__YOUR TASK__: Report how many lines hold the string "components". Give the number and nothing else.
--- begin AVAILABLE DATA ---
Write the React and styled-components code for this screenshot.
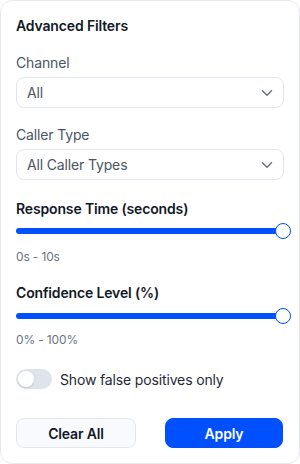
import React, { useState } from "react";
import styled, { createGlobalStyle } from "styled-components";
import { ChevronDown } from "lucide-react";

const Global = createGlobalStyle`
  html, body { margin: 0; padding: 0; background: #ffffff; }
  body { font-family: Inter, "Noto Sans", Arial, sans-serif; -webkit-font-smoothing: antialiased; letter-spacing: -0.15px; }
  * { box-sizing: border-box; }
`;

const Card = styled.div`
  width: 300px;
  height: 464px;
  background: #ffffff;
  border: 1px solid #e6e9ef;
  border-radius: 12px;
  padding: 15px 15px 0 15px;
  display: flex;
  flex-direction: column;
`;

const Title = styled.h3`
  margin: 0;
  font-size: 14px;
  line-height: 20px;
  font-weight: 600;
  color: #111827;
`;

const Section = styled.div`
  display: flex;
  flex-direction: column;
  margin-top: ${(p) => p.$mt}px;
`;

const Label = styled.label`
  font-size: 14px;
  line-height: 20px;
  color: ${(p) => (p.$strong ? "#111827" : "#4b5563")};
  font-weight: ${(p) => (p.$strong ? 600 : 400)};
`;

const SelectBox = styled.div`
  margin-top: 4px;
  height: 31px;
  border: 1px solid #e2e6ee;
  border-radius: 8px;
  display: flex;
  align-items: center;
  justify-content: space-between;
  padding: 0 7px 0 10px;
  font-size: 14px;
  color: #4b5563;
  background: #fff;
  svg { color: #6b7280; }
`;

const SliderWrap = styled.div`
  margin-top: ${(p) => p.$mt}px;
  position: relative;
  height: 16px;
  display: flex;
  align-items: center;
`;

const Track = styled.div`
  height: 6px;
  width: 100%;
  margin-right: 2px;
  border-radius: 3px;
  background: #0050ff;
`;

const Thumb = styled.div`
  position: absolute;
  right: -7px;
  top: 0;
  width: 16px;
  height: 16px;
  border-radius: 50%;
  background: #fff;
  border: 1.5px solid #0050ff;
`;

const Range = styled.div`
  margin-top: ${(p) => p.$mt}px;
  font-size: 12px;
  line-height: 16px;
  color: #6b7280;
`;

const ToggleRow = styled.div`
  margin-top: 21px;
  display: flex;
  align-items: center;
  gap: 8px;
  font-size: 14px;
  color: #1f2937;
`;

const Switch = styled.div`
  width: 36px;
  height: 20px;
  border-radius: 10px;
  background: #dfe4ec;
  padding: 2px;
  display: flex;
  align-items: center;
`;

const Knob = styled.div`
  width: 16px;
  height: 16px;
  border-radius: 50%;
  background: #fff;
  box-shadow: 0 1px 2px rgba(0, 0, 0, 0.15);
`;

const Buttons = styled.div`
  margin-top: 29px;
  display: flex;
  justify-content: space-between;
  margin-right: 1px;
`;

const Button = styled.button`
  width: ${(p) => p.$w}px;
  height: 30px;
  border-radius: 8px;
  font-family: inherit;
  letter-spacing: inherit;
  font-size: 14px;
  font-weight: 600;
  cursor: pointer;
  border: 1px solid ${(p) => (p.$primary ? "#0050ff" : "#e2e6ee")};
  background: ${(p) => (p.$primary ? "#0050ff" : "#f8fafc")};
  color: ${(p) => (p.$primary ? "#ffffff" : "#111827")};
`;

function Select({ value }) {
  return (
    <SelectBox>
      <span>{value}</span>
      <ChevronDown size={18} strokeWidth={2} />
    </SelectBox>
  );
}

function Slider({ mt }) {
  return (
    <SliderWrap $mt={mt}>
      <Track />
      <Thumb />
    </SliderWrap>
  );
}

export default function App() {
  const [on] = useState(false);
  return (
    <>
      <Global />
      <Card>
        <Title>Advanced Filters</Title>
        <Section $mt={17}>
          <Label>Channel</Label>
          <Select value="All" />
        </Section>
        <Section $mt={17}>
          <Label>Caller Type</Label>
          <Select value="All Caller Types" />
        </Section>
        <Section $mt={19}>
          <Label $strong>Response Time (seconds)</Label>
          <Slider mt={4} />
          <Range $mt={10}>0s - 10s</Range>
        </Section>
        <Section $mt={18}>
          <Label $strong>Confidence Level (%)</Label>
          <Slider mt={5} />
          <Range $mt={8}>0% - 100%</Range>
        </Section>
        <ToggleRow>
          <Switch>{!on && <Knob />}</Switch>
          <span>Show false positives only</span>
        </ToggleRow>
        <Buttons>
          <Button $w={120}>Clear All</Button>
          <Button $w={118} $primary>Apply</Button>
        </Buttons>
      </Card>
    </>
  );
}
--- end AVAILABLE DATA ---
--- begin AVAILABLE DATA ---
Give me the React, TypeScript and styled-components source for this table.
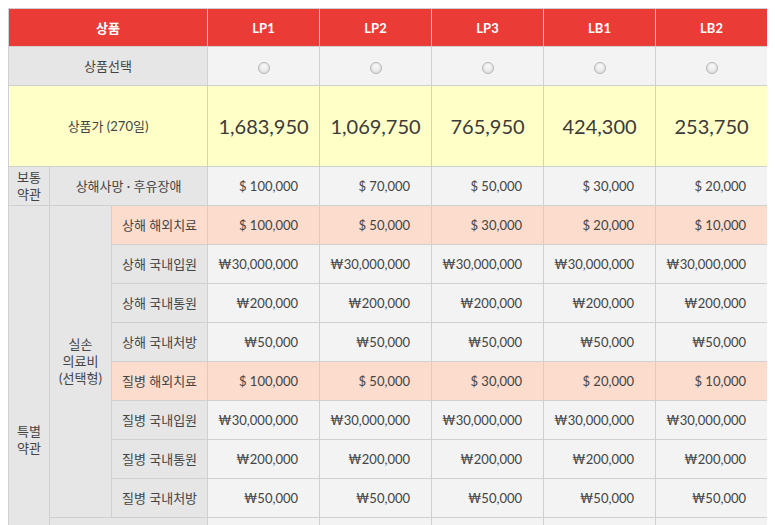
--- end AVAILABLE DATA ---
__WRITTEN ANSWER__: 3